1. destruction of human life: wholesale or mass destruction, especially of human life
a nuclear holocaust

2. complete destruction by fire: complete consumption by fire, especially of a large number of human beings or animals

3. burnt offering: a religious sacrifice that is totally consumed by fire

[13th century. < Old French holocauste< Greek holokaustos "burned whole" < kaiein "burn"]

Word History

Holocaust was originally used in English for a "burnt offering," a "sacrifice completely consumed by fire" (Mark 12:33, "more than all whole burnt offerings and sacrifices" in the King James Version of the Bible, was translated by William Tyndale in 1526 as "a greater thing than all holocausts and sacrifices").
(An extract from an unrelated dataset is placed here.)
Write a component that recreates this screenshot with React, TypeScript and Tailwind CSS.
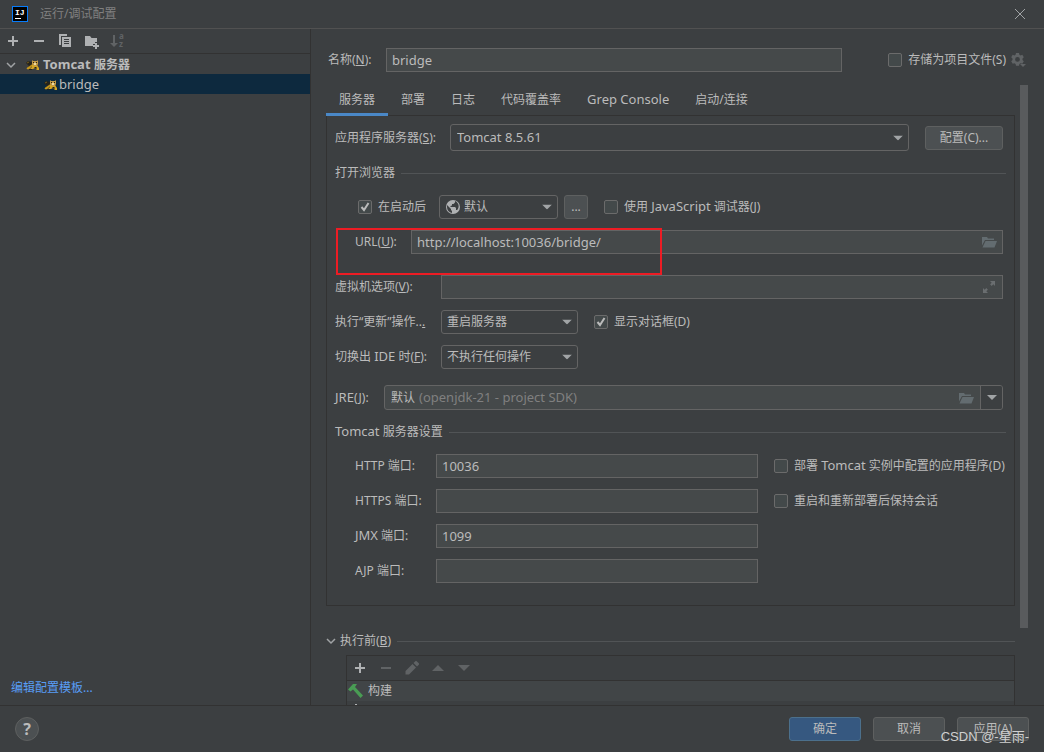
import { useState, type ReactNode } from 'react';

const TABS = ['服务器', '部署', '日志', '代码覆盖率', 'Grep Console', '启动/连接'];

const FIELD =
    'h-6 min-w-0 border border-[#646464] bg-[#45494a] px-[5px] text-[13px] text-[#bbbbbb] outline-none';
const BUTTON =
    'flex h-6 items-center justify-center rounded-[3px] border border-[#5e6060] bg-[#4c5052] text-xs text-[#bbbbbb]';

/* ---------- Icons ---------- */

function Icon({ children, className = '' }: { children: ReactNode; className?: string }) {
    return (
        <svg viewBox="0 0 16 16" className={`h-4 w-4 shrink-0 ${className}`} fill="currentColor" aria-hidden="true">
            {children}
        </svg>
    );
}

const PlusIcon = () => (
    <Icon>
        <path d="M7 3h2v4h4v2H9v4H7V9H3V7h4z" />
    </Icon>
);

const MinusIcon = () => (
    <Icon>
        <path d="M3 7h10v2H3z" />
    </Icon>
);

const CopyIcon = () => (
    <Icon>
        <path d="M2 1h8v2H4v9H2z" />
        <path fillRule="evenodd" d="M5 4h9v10H5zM7 6v1h5V6zM7 8v1h5V8zM7 10v1h5v-1z" />
    </Icon>
);

const FolderPlusIcon = () => (
    <Icon>
        <path d="M2 3h5l1.500 2H14v4h-2v2h-2v2H2z" />
        <path d="M12 10h2v2h2v2h-2v2h-2v-2h-2v-2h2z" />
    </Icon>
);

const SortIcon = () => (
    <Icon className="overflow-visible">
        <path d="M4 2h2v8h3l-4 4-4-4h3z" />
        <text x="10" y="6" fontSize="8" fontWeight="700">
            a
        </text>
        <text x="10" y="14" fontSize="8" fontWeight="700">
            z
        </text>
    </Icon>
);

const ChevronIcon = () => (
    <svg viewBox="0 0 10 10" className="h-[10px] w-[10px] shrink-0" aria-hidden="true">
        <path d="M1 3l4 4 4-4" fill="none" stroke="#a0a3a5" strokeWidth="1.500" />
    </svg>
);

const TomcatIcon = () => (
    <svg viewBox="0 0 14 14" className="h-[14px] w-[14px] shrink-0" aria-hidden="true">
        <path d="M0 5l2-2 4 1 2 3-3 2-3 2H1l2-3z" fill="#26231a" />
        <path d="M1 5l2-1M1 10l3-2 3-2 1 1-3 2-2 2H1z" fill="#c8991c" stroke="#c8991c" strokeWidth="0.500" />
        <path d="M6 7h5l2 3v2h-2L9 10 7 11H4l2-2z" fill="#d5a523" />
        <path d="M6 2l1 1h4l1-1v4l-1 2H8L6 6z" fill="#c49a45" />
        <path d="M7 4h1v1H7zM10 4h1v1h-1zM8 9h2l1 1-1 1zM3 11h3v1H3z" fill="#26231a" />
        <path d="M8 5h2v2H8z" fill="#ead9a4" />
    </svg>
);

const GearIcon = () => (
    <Icon>
        <path
            fillRule="evenodd"
            d="M6 1h3l.4 1.800 1.200.6 1.700-.6 1.500 2.500L12.500 6.600v1.500l1.300 1.200-1.500 2.500-1.700-.5-1.200.7L9 13.700H6l-.4-1.700-1.200-.7-1.700.5L1.200 9.300l1.300-1.200V6.600L1.200 5.300l1.500-2.500 1.700.6 1.200-.6zM7.500 5a2.400 2.400 0 1 0 0 4.800 2.400 2.400 0 0 0 0-4.800z"
        />
        <path d="M10 12h6l-3 3z" />
    </Icon>
);

const GlobeIcon = () => (
    <Icon className="text-[#afb1b3]">
        <circle cx="8" cy="8" r="7" />
        <path
            d="M2 6l4 4v1l1 1v2C4 13.500 2 11 2 8zM10 2v1.500L8.500 5H7v1.500L5.500 7v1H10l1 1v2h1.200C14.500 8.500 14.300 4 10 2z"
            fill="#3c3f41"
        />
    </Icon>
);

const FolderIcon = () => (
    <Icon className="text-[#636c70]">
        <path d="M1 3h5l1 1.500h6V6H4L1 11.500z" />
        <path d="M4.500 7H16l-2.500 6.500H1.500z" />
    </Icon>
);

const ExpandIcon = () => (
    <Icon className="text-[#6a6e70]">
        <path d="M9 2h5v5l-1.700-1.700-1.600 1.600-1.600-1.600 1.600-1.600zM2 9v5h5l-1.700-1.700 1.600-1.600-1.600-1.600-1.600 1.600z" />
    </Icon>
);

const PencilIcon = () => (
    <Icon>
        <path d="M1.500 14.500V11l7-7 3.500 3.500-7 7zM9.500 3l1.800-1.800q.7-.7 1.400 0l2.100 2.100q.7.7 0 1.400L13 6.500z" />
    </Icon>
);

const HammerIcon = () => (
    <Icon className="text-[#499c54]">
        <path d="M0 6.500L5 1h4L7 4l8 8.500-2.500 2.500L5 6.500l-2.500 2z" />
    </Icon>
);

const Arrow = ({ className = '' }: { className?: string }) => (
    <svg viewBox="0 0 10 5" className={`h-[5px] w-[10px] ${className}`} aria-hidden="true">
        <path d="M0 0h10L5 5z" fill="#a1a4a6" />
    </svg>
);

/* ---------- Form parts ---------- */

/* Latin words run one size larger than the Chinese text around them */
function Word({ children }: { children: ReactNode }) {
    return <span className="text-[13px]">{children}</span>;
}

function Check({ label, checked = false }: { label: ReactNode; checked?: boolean }) {
    return (
        <label className="flex h-6 items-center gap-[6px] whitespace-nowrap">
            <span className="relative h-[14px] w-[14px]">
                <input
                    type="checkbox"
                    defaultChecked={checked}
                    className="peer block h-[14px] w-[14px] appearance-none rounded-[2px] border border-[#6b6b6b] bg-[#43494a]"
                />
                <svg
                    viewBox="0 0 14 14"
                    className="pointer-events-none absolute inset-0 hidden h-[14px] w-[14px] peer-checked:block"
                    aria-hidden="true"
                >
                    <path d="M3.500 7l2.500 3 4.500-7" fill="none" stroke="#bbbbbb" strokeWidth="2" />
                </svg>
            </span>
            <span>{label}</span>
        </label>
    );
}

function Select({
    id,
    value,
    icon,
    className,
    size = 'h-6 pl-[5px] text-xs',
}: {
    id: string;
    value: string;
    icon?: ReactNode;
    className: string;
    size?: string;
}) {
    return (
        <div className={`relative ${className}`}>
            {icon && <span className="pointer-events-none absolute top-1 left-[6px]">{icon}</span>}
            <select
                id={id}
                aria-label={value}
                className={`block w-full appearance-none rounded-[3px] border border-[#646464] bg-[#3c3f41] text-[#bbbbbb] outline-none ${size}`}
            >
                <option>{value}</option>
            </select>
            <Arrow className="pointer-events-none absolute top-1/2 right-[6px] -translate-y-1/2" />
        </div>
    );
}

function Section({ children }: { children: ReactNode }) {
    return (
        <div className="flex h-[22px] items-center gap-[6px] whitespace-nowrap">
            <span>{children}</span>
            <span className="h-px flex-1 bg-[#515456]" />
        </div>
    );
}

function PortField({
    id,
    label,
    value,
    children,
}: {
    id: string;
    label: ReactNode;
    value?: string;
    children?: ReactNode;
}) {
    return (
        <div className="grid grid-cols-[101px_1fr_248px] items-center">
            <label htmlFor={id} className="pl-5">
                {label}
            </label>
            <input id={id} defaultValue={value} className={FIELD} />
            <div className="pl-4">{children}</div>
        </div>
    );
}

/* ---------- Page ---------- */

function Sidebar() {
    return (
        <aside className="flex w-[311px] shrink-0 flex-col border-r border-[#323232]">
            <div className="flex h-[25px] shrink-0 items-center gap-[10px] border-b border-[#323232] pl-[5px] text-[#afb1b3]">
                <button aria-label="添加">
                    <PlusIcon />
                </button>
                <button aria-label="移除">
                    <MinusIcon />
                </button>
                <button aria-label="复制">
                    <CopyIcon />
                </button>
                <button aria-label="新建文件夹">
                    <FolderPlusIcon />
                </button>
                <button aria-label="排序" disabled className="text-[#606365]">
                    <SortIcon />
                </button>
            </div>
            <ul className="flex-1">
                <li className="flex h-5 items-center pt-[2px] pl-[6px] text-[13px] font-bold">
                    <ChevronIcon />
                    <span className="ml-[10px]">
                        <TomcatIcon />
                    </span>
                    <span className="ml-[3px]">
                        Tomcat <span className="text-xs">服务器</span>
                    </span>
                </li>
                <li className="flex h-5 items-center gap-px bg-[#0d293e] pt-[2px] pl-11 text-[13px]">
                    <TomcatIcon />
                    bridge
                </li>
            </ul>
            <a href="#templates" className="mb-[9px] pl-[11px] text-[#589df6]">
                编辑配置模板...
            </a>
        </aside>
    );
}

function ServerPanel() {
    return (
        <div className="flex flex-col gap-[11px] border border-[#323232] pt-2 pr-2 pb-[22px] pl-2">
            <div className="flex h-[27px] items-center pr-[3px]">
                <label htmlFor="server" className="w-[115px]">
                    应用程序服务器(<u>S</u>):
                </label>
                <Select id="server" value="Tomcat 8.5.61" className="flex-1" size="h-[27px] pl-[6px] text-[13px]" />
                <button className={`${BUTTON} ml-4 w-[78px]`}>配置(C)...</button>
            </div>

            <Section>打开浏览器</Section>
            <div className="flex items-center pl-[23px]">
                <Check label="在启动后" checked />
                <Select
                    id="browser"
                    value="默认"
                    icon={<GlobeIcon />}
                    className="ml-[13px] w-[119px]"
                    size="h-6 pl-6 text-xs"
                />
                <button className={`${BUTTON} mr-4 ml-[6px] w-6`}>...</button>
                <Check
                    label={
                        <>
                            使用 <Word>JavaScript</Word> 调试器(J)
                        </>
                    }
                />
            </div>
            <div className="relative flex items-center pr-[3px] pl-5">
                <label htmlFor="url" className="w-14">
                    URL(<u>U</u>):
                </label>
                <input id="url" defaultValue="http://localhost:10036/bridge/" className={`${FIELD} flex-1`} />
                <button aria-label="浏览" className="absolute right-[9px]">
                    <FolderIcon />
                </button>
                <span className="pointer-events-none absolute -top-[2px] left-px h-[47px] w-[326px] border-2 border-[#ed1c24]" />
            </div>

            <div className="relative mt-[10px] flex items-center pr-[3px]">
                <label htmlFor="vm" className="w-[106px]">
                    虚拟机选项(<u>V</u>):
                </label>
                <input id="vm" className={`${FIELD} flex-1`} />
                <button aria-label="展开" className="absolute right-[9px]">
                    <ExpandIcon />
                </button>
            </div>
            <div className="flex items-center">
                <label htmlFor="update" className="w-[106px] whitespace-nowrap">
                    执行“更新”操作..<u>.</u>
                </label>
                <Select id="update" value="重启服务器" className="mr-4 w-[137px]" />
                <Check label="显示对话框(D)" checked />
            </div>
            <div className="flex items-center">
                <label htmlFor="frame" className="w-[106px] whitespace-nowrap">
                    切换出 <Word>IDE</Word> 时(<u>F</u>):
                </label>
                <Select id="frame" value="不执行任何操作" className="w-[137px]" />
            </div>

            <div className="mt-[5px] flex items-center pr-[3px]">
                <label htmlFor="jre" className="w-[49px]">
                    <Word>JRE</Word>(<u>J</u>):
                </label>
                <div className="flex h-[25px] flex-1 items-center rounded-[3px] border border-[#646464] bg-[#45494a] pl-[6px]">
                    <input id="jre" defaultValue="默认" className="w-7 text-xs outline-none" />
                    <span className="flex-1 text-[13px] text-[#808080]">(openjdk-21 - project SDK)</span>
                    <button aria-label="浏览 JRE" className="mr-[6px]">
                        <FolderIcon />
                    </button>
                    <button
                        aria-label="选择 JRE"
                        className="flex h-full w-[22px] items-center justify-center rounded-r-[2px] border-l border-[#646464] bg-[#3c3f41]"
                    >
                        <Arrow />
                    </button>
                </div>
            </div>

            <Section>
                <Word>Tomcat</Word> 服务器设置
            </Section>
            <PortField id="http" label="HTTP 端口:" value="10036">
                <Check
                    label={
                        <>
                            部署 <Word>Tomcat</Word> 实例中配置的应用程序(D)
                        </>
                    }
                />
            </PortField>
            <PortField id="https" label="HTTPS 端口:">
                <Check label="重启和重新部署后保持会话" />
            </PortField>
            <PortField
                id="jmx"
                label={
                    <>
                        <Word>JMX</Word> 端口:
                    </>
                }
                value="1099"
            />
            <PortField id="ajp" label="AJP 端口:" />
        </div>
    );
}

function BeforeLaunch() {
    return (
        <div className="mt-6">
            <Section>
                <span className="flex items-center gap-1">
                    <ChevronIcon />
                    <span>
                        执行前(<u>B</u>)
                    </span>
                </span>
            </Section>
            <div className="mt-[3px] ml-5 border border-[#323232]">
                <div className="flex h-[25px] items-center gap-[10px] border-b border-[#323232] pl-[5px] text-[#606365]">
                    <button aria-label="添加任务" className="text-[#afb1b3]">
                        <PlusIcon />
                    </button>
                    <button aria-label="移除任务" disabled>
                        <MinusIcon />
                    </button>
                    <button aria-label="编辑任务" disabled>
                        <PencilIcon />
                    </button>
                    <button aria-label="上移" disabled>
                        <Icon>
                            <path d="M2 11l6-6 6 6z" />
                        </Icon>
                    </button>
                    <button aria-label="下移" disabled>
                        <Icon>
                            <path d="M2 5l6 6 6-6z" />
                        </Icon>
                    </button>
                </div>
                <ul>
                    <li className="flex h-5 items-center gap-1 bg-[#414547] pl-px">
                        <HammerIcon />
                        构建
                    </li>
                    <li className="flex h-5 items-center pl-px text-[#afb1b3]">
                        <Icon>
                            <path d="M7 1h2v3h4v9H3V4h4z" />
                        </Icon>
                    </li>
                </ul>
            </div>
        </div>
    );
}

export default function App() {
    const [activeTab, setActiveTab] = useState(TABS[0]);

    return (
        <div className="flex h-screen flex-col overflow-hidden bg-[#3c3f41] font-['Noto_Sans','Noto_Sans_CJK_SC',sans-serif] text-xs text-[#bbbbbb]">
            {/* Title bar */}
            <header className="flex h-[29px] shrink-0 items-center border-b border-[#515151] pr-[18px] pl-3">
                <svg viewBox="0 0 16 16" className="h-4 w-4" aria-hidden="true">
                    <path d="M0 0h16v16H0z" fill="#087cfa" />
                    <path d="M1 1h14v14H1z" fill="#000" />
                    <text x="3" y="9" fontSize="8" fontWeight="700" fill="#fff" className="font-['Liberation_Mono',monospace]">
                        IJ
                    </text>
                    <path d="M3 12h6v1H3z" fill="#fff" />
                </svg>
                <h1 className="ml-3 flex-1 text-xs text-[#808080]">运行/调试配置</h1>
                <button aria-label="关闭">
                    <svg viewBox="0 0 12 12" className="h-3 w-3" aria-hidden="true">
                        <path d="M1 1l10 10M11 1L1 11" stroke="#a0a3a5" fill="none" />
                    </svg>
                </button>
            </header>

            <div className="flex min-h-0 flex-1">
                <Sidebar />
                <main className="flex min-w-0 flex-1 flex-col pl-[15px]">
                    <div className="flex h-14 shrink-0 items-center pt-[6px] pr-[18px]">
                        <label htmlFor="name" className="w-[60px] pl-[2px]">
                            名称(<u>N</u>):
                        </label>
                        <input id="name" defaultValue="bridge" className={`${FIELD} mr-[46px] flex-1`} />
                        <Check label="存储为项目文件(S)" />
                        <button aria-label="设置" className="ml-1 text-[#606365]">
                            <GearIcon />
                        </button>
                    </div>

                    <div className="flex min-h-0 flex-1">
                        <div className="min-w-0 flex-1 overflow-hidden">
                            <nav className="relative -mb-px flex">
                                {TABS.map((tab) => (
                                    <button
                                        key={tab}
                                        onClick={() => setActiveTab(tab)}
                                        className={`h-[31px] border-b-[3px] px-[13px] pt-[2px] ${
                                            tab === 'Grep Console' ? 'text-[13px]' : ''
                                        } ${activeTab === tab ? 'border-[#4a88c7]' : 'border-transparent'}`}
                                    >
                                        {tab}
                                    </button>
                                ))}
                            </nav>
                            <ServerPanel />
                            <BeforeLaunch />
                        </div>
                        {/* Scrollbar thumb */}
                        <div className="mr-4 ml-[5px] h-7/8 w-2 bg-[#595b5d]" />
                    </div>
                </main>
            </div>

            <footer className="relative flex h-[47px] shrink-0 items-center gap-3 border-t border-[#323232] pr-[15px] pl-[15px]">
                <button
                    aria-label="帮助"
                    className="mr-auto flex h-6 w-6 items-center justify-center rounded-full border border-[#5e6060] bg-[#4c5052] text-base font-bold"
                >
                    ?
                </button>
                <button className="flex h-6 w-[72px] items-center justify-center rounded-[3px] border border-[#4c708c] bg-[#365880]">
                    确定
                </button>
                <button className={`${BUTTON} w-[72px]`}>取消</button>
                <button className={`${BUTTON} w-[72px]`}>应用(A)</button>
                <span className="pointer-events-none absolute right-[15px] bottom-[7px] font-['Liberation_Sans','Noto_Sans_CJK_SC',sans-serif] text-[13px] whitespace-nowrap text-[#d0d0d0]">
                    CSDN @-星雨-
                </span>
            </footer>
        </div>
    );
}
John Milton is the first English writer recorded as using it in the wider sense "complete destruction by fire," in the late 17th century, and succeeding centuries its modern application to "nuclear destruction" and "mass murder" - Bishop Ken, for instance, wrote in 1711 "Should general Flame this World consume ... An Holocaust for Fontal Sin," and Leitch Ritchie in 1833 refers to Louis VII making "a holocaust of thirteen hundred persons in a church." The specific application to the mass murder of the Jews by the Nazis during World War II was introduced by historians during the 1950s, probably as an equivalent to Hebrew ḥurban and shoah "catastrophe" (used in the same sense).